# Data provided
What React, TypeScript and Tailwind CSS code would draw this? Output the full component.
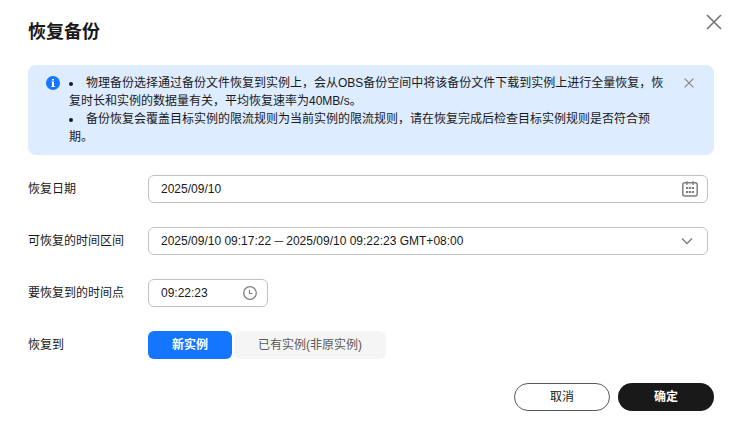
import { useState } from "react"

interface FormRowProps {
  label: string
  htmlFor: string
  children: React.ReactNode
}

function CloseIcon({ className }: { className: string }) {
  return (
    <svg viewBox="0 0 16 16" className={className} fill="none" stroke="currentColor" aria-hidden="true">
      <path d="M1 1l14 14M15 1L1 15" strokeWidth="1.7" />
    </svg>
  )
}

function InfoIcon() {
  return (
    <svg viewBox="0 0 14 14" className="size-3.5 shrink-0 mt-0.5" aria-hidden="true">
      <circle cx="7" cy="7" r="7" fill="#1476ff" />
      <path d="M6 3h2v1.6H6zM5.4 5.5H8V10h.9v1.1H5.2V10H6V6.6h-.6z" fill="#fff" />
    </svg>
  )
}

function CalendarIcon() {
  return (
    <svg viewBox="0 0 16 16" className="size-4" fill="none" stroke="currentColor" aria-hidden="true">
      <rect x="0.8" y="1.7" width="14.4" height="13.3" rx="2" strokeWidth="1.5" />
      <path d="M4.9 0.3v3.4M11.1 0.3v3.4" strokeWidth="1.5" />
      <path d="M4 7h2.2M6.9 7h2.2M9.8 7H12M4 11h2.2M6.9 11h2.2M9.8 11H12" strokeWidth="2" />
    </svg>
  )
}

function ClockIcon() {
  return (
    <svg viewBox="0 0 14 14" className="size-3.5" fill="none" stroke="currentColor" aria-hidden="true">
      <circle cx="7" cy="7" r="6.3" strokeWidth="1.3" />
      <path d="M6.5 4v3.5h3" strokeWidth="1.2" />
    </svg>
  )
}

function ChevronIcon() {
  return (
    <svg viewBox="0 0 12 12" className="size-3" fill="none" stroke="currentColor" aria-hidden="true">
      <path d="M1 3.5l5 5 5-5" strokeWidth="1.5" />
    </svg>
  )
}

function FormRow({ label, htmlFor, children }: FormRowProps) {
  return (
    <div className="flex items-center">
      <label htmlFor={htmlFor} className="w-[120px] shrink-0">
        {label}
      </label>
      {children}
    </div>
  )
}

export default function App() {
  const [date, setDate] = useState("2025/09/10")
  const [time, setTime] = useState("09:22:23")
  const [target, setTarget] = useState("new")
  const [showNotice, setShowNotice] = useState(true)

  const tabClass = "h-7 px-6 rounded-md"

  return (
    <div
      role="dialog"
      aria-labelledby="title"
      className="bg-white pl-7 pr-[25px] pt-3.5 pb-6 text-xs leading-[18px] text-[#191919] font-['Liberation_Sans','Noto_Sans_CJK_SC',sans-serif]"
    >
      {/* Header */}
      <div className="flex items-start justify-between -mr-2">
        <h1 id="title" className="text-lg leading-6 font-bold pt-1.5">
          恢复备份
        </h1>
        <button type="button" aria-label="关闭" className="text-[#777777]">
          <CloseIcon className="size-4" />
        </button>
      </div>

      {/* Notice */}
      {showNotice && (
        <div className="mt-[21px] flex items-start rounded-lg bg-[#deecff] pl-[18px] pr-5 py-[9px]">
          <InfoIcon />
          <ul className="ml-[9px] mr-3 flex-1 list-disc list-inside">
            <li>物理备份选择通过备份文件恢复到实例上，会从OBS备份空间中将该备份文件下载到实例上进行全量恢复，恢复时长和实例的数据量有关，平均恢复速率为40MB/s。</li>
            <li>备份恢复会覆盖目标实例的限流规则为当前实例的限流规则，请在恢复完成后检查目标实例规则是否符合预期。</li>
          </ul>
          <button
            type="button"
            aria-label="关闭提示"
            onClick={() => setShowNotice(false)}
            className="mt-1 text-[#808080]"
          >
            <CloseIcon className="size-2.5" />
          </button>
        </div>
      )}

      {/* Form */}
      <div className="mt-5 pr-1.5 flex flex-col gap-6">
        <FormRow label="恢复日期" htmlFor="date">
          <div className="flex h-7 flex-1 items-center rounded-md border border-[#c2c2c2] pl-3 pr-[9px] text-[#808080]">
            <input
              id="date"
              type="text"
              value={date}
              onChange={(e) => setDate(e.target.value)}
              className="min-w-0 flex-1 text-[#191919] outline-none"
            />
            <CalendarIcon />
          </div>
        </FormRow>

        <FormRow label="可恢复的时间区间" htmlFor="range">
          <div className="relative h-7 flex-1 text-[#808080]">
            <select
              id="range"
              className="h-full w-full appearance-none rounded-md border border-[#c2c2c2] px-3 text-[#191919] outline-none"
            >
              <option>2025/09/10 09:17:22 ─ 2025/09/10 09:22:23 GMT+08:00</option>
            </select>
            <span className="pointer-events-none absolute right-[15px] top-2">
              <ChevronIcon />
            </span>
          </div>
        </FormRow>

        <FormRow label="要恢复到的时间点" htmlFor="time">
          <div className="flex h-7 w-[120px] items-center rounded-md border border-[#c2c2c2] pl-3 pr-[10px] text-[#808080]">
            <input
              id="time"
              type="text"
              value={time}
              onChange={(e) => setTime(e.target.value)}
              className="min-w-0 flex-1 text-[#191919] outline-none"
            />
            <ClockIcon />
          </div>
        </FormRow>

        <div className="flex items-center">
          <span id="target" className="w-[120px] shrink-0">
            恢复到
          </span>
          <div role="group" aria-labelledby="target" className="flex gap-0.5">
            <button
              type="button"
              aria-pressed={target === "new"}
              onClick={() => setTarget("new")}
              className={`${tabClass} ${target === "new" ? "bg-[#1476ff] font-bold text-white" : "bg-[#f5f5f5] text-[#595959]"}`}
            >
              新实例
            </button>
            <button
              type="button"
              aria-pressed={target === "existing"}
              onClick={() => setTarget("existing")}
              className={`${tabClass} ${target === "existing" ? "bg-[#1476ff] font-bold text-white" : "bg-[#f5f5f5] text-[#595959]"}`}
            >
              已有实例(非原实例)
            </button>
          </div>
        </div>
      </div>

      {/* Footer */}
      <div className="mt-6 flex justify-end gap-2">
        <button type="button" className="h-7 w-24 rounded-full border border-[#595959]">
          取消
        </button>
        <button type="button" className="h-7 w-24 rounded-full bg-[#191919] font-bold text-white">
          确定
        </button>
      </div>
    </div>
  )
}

# Brief
Scan the listing above. Collect all lines with the word "full".

# Solution below
What React, TypeScript and Tailwind CSS code would draw this? Output the full component.
              className="h-full w-full appearance-none rounded-md border border-[#c2c2c2] px-3 text-[#191919] outline-none"
        <button type="button" className="h-7 w-24 rounded-full border border-[#595959]">
        <button type="button" className="h-7 w-24 rounded-full bg-[#191919] font-bold text-white">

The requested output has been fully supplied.